▸ **Given exercise**
Exclude images, then output the remaining data verbatim.

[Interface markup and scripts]
* * *

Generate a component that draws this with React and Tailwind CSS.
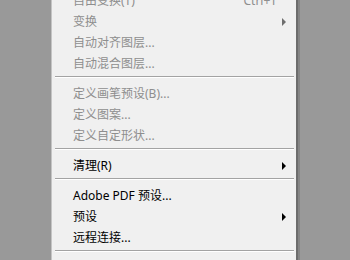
import React from "react";

const Arrow = ({ disabled }) => (
  <span
    className={
      "w-0 h-0 border-y-[4px] border-y-transparent border-l-[4px] " +
      (disabled ? "border-l-[#6e6e6e]" : "border-l-black")
    }
  />
);

const Item = ({ label, disabled, shortcut, sub }) => (
  <div className="h-[21px] flex items-center pl-[21px] pr-[10px]">
    <span className={"flex-1 whitespace-nowrap " + (disabled ? "text-[#8e8e8e]" : "text-black")}>{label}</span>
    {shortcut && <span className="text-[#8e8e8e] mr-[9px] whitespace-nowrap">{shortcut}</span>}
    {sub && <Arrow disabled={disabled} />}
  </div>
);

const Sep = () => (
  <div className="h-[9px] pt-[2px] pl-[3px] pr-[2px]">
    <div className="h-px bg-[#a3a3a3]" />
    <div className="h-px bg-white" />
  </div>
);

export default function App() {
  return (
    <div
      className="w-[350px] h-[260px] bg-[#999999] overflow-hidden flex text-[12px]"
      style={{ fontFamily: '"Noto Sans", "Noto Sans CJK SC", sans-serif' }}
    >
      <div className="w-[51px] shrink-0" />
      <div className="w-[245px] shrink-0 bg-[#f0f0f0] border-l border-[#c4c4c4]">
        <div className="-mt-[10px]">
          <Item label="自由变换(T)" disabled shortcut="Ctrl+T" />
          <Item label="变换" disabled sub />
          <Item label="自动对齐图层..." disabled />
          <Item label="自动混合图层..." disabled />
          <Sep />
          <Item label="定义画笔预设(B)..." disabled />
          <Item label="定义图案..." disabled />
          <Item label="定义自定形状..." disabled />
          <Sep />
          <Item label="清理(R)" sub />
          <Sep />
          <Item label="Adobe PDF 预设..." />
          <Item label="预设" sub />
          <Item label="远程连接..." />
          <Sep />
          <Item label="颜色设置(G)..." disabled shortcut="Shift+Ctrl+K" />
        </div>
      </div>
      <div className="w-[2px] shrink-0 bg-[#6c6c6c]" />
      <div className="w-[2px] shrink-0 bg-[#858585]" />
      <div className="flex-1" />
    </div>
  );
}
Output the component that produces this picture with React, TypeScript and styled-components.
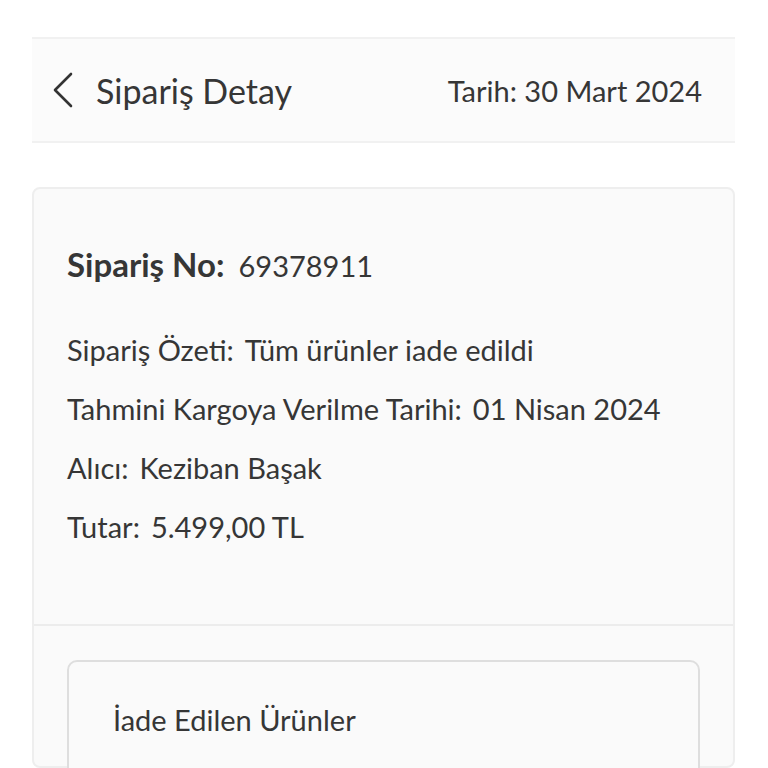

* * *

▸ **Complete response**
Generate a component that draws this with React and Tailwind CSS.
import React from "react";

const Arrow = ({ disabled }) => (
  <span
    className={
      "w-0 h-0 border-y-[4px] border-y-transparent border-l-[4px] " +
      (disabled ? "border-l-[#6e6e6e]" : "border-l-black")
    }
  />
);

const Item = ({ label, disabled, shortcut, sub }) => (
  <div className="h-[21px] flex items-center pl-[21px] pr-[10px]">
    <span className={"flex-1 whitespace-nowrap " + (disabled ? "text-[#8e8e8e]" : "text-black")}>{label}</span>
    {shortcut && <span className="text-[#8e8e8e] mr-[9px] whitespace-nowrap">{shortcut}</span>}
    {sub && <Arrow disabled={disabled} />}
  </div>
);

const Sep = () => (
  <div className="h-[9px] pt-[2px] pl-[3px] pr-[2px]">
    <div className="h-px bg-[#a3a3a3]" />
    <div className="h-px bg-white" />
  </div>
);

export default function App() {
  return (
    <div
      className="w-[350px] h-[260px] bg-[#999999] overflow-hidden flex text-[12px]"
      style={{ fontFamily: '"Noto Sans", "Noto Sans CJK SC", sans-serif' }}
    >
      <div className="w-[51px] shrink-0" />
      <div className="w-[245px] shrink-0 bg-[#f0f0f0] border-l border-[#c4c4c4]">
        <div className="-mt-[10px]">
          <Item label="自由变换(T)" disabled shortcut="Ctrl+T" />
          <Item label="变换" disabled sub />
          <Item label="自动对齐图层..." disabled />
          <Item label="自动混合图层..." disabled />
          <Sep />
          <Item label="定义画笔预设(B)..." disabled />
          <Item label="定义图案..." disabled />
          <Item label="定义自定形状..." disabled />
          <Sep />
          <Item label="清理(R)" sub />
          <Sep />
          <Item label="Adobe PDF 预设..." />
          <Item label="预设" sub />
          <Item label="远程连接..." />
          <Sep />
          <Item label="颜色设置(G)..." disabled shortcut="Shift+Ctrl+K" />
        </div>
      </div>
      <div className="w-[2px] shrink-0 bg-[#6c6c6c]" />
      <div className="w-[2px] shrink-0 bg-[#858585]" />
      <div className="flex-1" />
    </div>
  );
}
Output the component that produces this picture with React, TypeScript and styled-components.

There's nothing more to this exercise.